The Eden Project was set in the time of generating awareness about sustainability and rational living. This pit to paradise01 ethos of the project shines through not only the programmes run at this facility, but also in its core design principles. This project repurposed a non-functional china-clay pit into a botanical garden. It actively runs outreach and awareness programs to educate people about sustainable living principles, natural resources and more.

This movement in ideologies is also evident in other disciplines, creative and otherwise, and through this research we analyse these “items of influence” in light of the The Eden Project.

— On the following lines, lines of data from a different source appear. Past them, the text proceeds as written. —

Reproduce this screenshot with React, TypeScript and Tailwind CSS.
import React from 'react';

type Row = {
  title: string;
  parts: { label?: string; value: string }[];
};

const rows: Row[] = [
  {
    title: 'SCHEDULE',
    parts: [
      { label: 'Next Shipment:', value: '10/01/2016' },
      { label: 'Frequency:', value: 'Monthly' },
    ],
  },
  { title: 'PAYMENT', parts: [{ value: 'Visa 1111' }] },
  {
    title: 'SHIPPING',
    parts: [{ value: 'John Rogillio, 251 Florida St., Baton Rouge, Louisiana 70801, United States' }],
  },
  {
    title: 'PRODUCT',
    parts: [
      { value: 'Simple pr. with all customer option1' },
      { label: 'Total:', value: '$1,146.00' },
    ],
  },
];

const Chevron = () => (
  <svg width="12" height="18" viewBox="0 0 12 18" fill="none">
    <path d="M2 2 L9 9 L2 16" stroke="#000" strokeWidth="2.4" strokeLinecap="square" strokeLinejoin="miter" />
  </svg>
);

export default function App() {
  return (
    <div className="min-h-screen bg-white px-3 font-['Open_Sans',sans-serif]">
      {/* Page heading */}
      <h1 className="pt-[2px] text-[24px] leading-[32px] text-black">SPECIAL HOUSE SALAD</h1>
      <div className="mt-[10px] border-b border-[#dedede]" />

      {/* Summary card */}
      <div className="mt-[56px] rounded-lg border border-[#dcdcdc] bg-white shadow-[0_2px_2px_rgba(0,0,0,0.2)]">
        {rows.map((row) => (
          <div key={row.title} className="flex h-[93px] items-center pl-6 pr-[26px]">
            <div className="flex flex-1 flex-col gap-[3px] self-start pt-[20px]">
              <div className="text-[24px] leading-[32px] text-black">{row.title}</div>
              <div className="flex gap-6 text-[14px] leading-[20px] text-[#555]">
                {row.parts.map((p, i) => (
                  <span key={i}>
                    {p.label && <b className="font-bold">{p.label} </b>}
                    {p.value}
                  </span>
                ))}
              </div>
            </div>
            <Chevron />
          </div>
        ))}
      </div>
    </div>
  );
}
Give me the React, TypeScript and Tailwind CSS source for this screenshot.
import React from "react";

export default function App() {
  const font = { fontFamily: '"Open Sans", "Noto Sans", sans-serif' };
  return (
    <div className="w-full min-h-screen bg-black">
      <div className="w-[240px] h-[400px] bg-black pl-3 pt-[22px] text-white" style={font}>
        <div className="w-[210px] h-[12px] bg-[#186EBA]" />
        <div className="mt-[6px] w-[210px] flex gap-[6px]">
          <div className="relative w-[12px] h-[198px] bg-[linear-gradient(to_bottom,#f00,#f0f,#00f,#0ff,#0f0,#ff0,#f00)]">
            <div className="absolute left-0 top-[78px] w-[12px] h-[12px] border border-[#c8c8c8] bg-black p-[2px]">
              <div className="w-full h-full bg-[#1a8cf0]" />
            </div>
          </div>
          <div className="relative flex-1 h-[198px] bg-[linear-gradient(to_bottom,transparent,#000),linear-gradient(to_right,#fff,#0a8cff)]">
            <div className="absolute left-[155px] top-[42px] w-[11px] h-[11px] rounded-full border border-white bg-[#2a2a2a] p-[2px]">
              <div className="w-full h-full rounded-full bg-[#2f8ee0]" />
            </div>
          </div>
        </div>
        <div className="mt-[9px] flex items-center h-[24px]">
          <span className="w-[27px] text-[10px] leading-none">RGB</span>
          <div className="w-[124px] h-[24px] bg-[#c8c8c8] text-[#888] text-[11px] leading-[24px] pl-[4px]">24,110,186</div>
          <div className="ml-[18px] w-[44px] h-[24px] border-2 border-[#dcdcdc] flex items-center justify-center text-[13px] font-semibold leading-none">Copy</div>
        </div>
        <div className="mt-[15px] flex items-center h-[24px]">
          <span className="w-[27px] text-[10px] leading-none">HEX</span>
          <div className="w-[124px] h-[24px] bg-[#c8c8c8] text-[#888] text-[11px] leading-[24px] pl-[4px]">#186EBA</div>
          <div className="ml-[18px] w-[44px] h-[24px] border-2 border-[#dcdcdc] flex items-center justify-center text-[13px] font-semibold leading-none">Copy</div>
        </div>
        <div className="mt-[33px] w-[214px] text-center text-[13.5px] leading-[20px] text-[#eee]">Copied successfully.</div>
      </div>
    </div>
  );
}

Flashback : Events that influenced the creation of Eden Project

Socio-Political Event : The Earth Summit, Rio de Janeiro, 1992

The Earth Summit 1992 at Rio de Janeiro was the largest gathering of the world leaders, with 117 heads of states and representatives of 178 nations gathered solely to take decisions for the betterment of the nation and the environment.

As the entire world was recovering from the Cold War, Recession and Declining Economy. Many defining events were happening including the Dot-Com Burst, Resignation of longest serving Prime Minister of UK- Margaret Thatcher, the formation of Schengen Space. There were many effects of globalization that affected the environment too. Heavy dependence on fossil fuel was increasing along with deforestation creating a large concern on climate change.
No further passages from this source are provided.